Driving, Texting and Simple Math


An interesting little factoid dropped out of the ether yesterday, here.  For those too lazy to click on a link, here’s the short form:  It’s been a year since Ontario banned drivers from using cellphones and other handheld electronics behind the wheel, while driving.  Ottawa Police say they issue about 400 tickets a month to distracted drivers who often appear impaired, swerving across lanes, braking oddly, or sometimes even swerving into oncoming traffic.

Let’s see, some math here:  400 tickets, divided by 30 days is 13+ tickets a day, more or less.

Some other math, again simple math for those like me who are numerically intolerant:  30 miles per hour is the same as 44 feet per second. Divide by 3, as one-third of a second is the median reaction time of an attentive driver reacting to something while driving.  Not braking, but just seeing it and having the brain go Oh, perhaps I should stop before I run over that nun. That would be about 14 feet in round numbers.  Now add another 2.5 seconds to move the feet, apply the brakes and come to a rapid, but not panic, stop.  44 times 2.5, plus 14 gives us 124 feet, or just around 42 yards. 

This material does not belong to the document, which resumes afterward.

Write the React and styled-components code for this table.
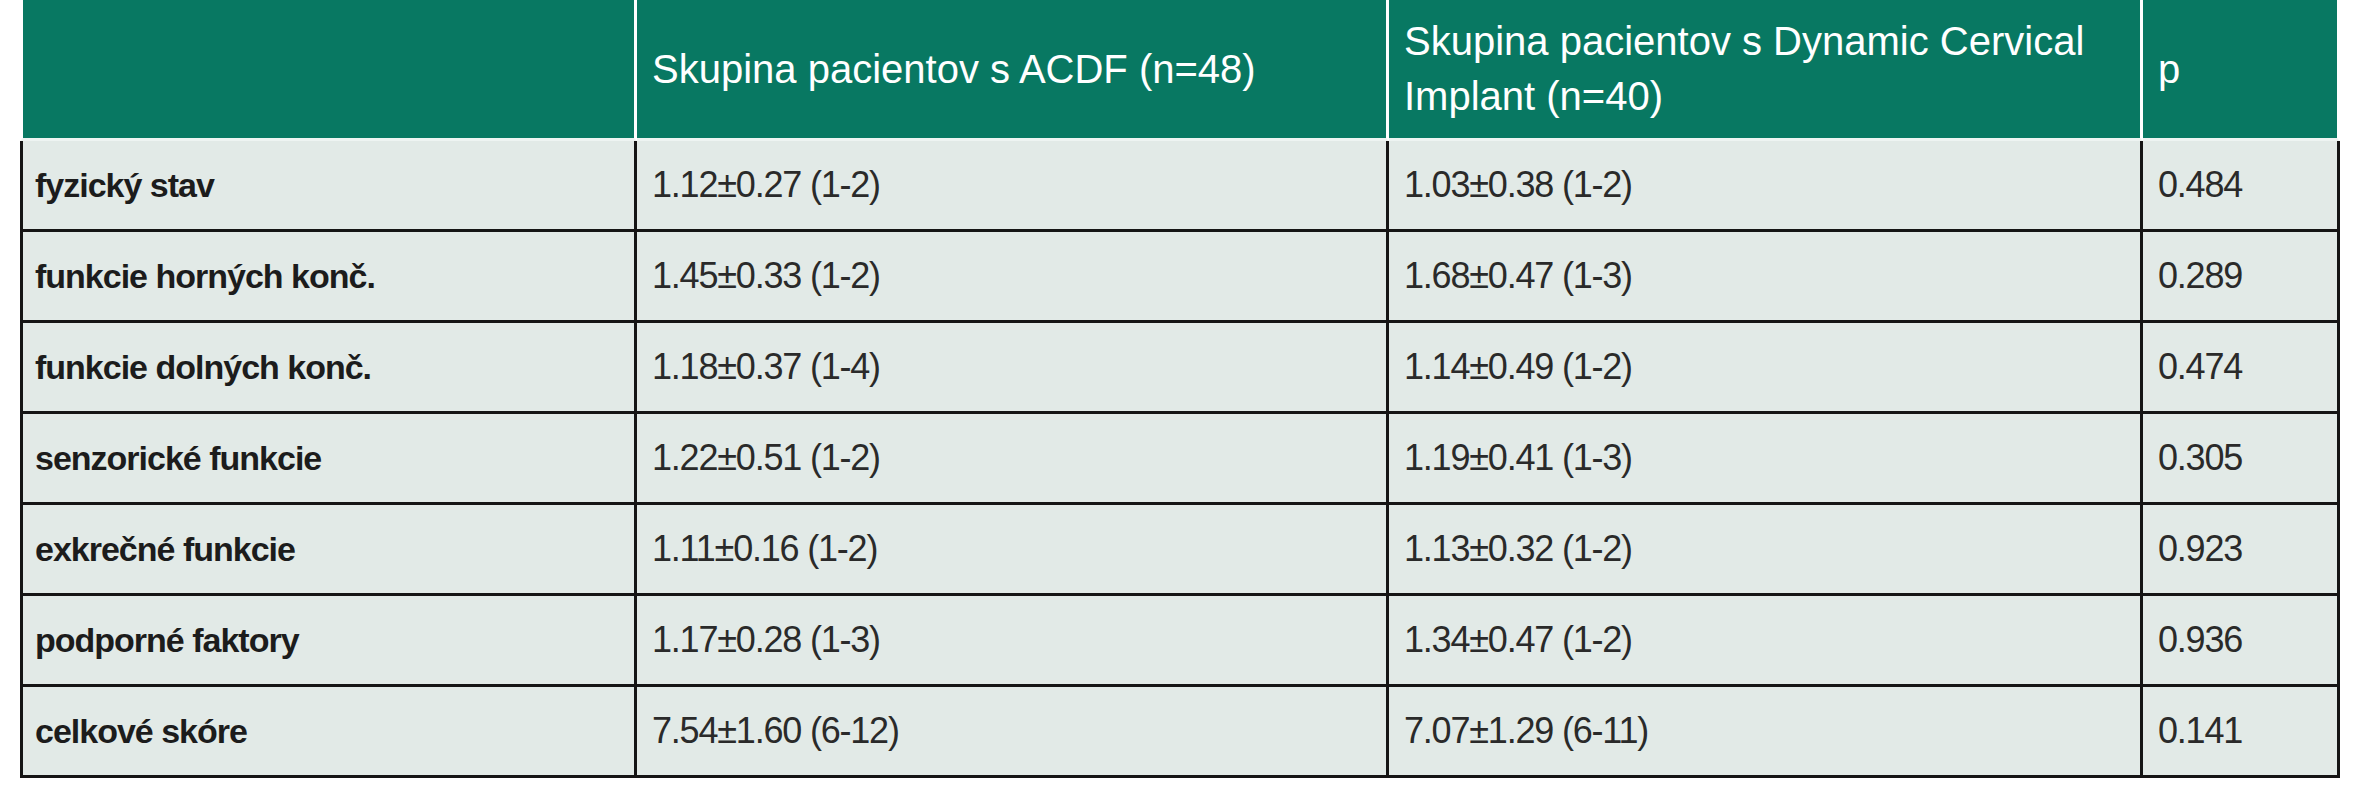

An obvious need, an attentive driver, in a non-panic, buried-in-the-ABS-stop of a car going 30 miles per hour takes just under a half a football field to accomplish.

Since most people don’t drive 30 miles per hour in the city, except during rush hour, you can ramp up the math yourself.  45 miles per hour is 66 feet per second, 60 miles per hour is 88 feet per second and so on.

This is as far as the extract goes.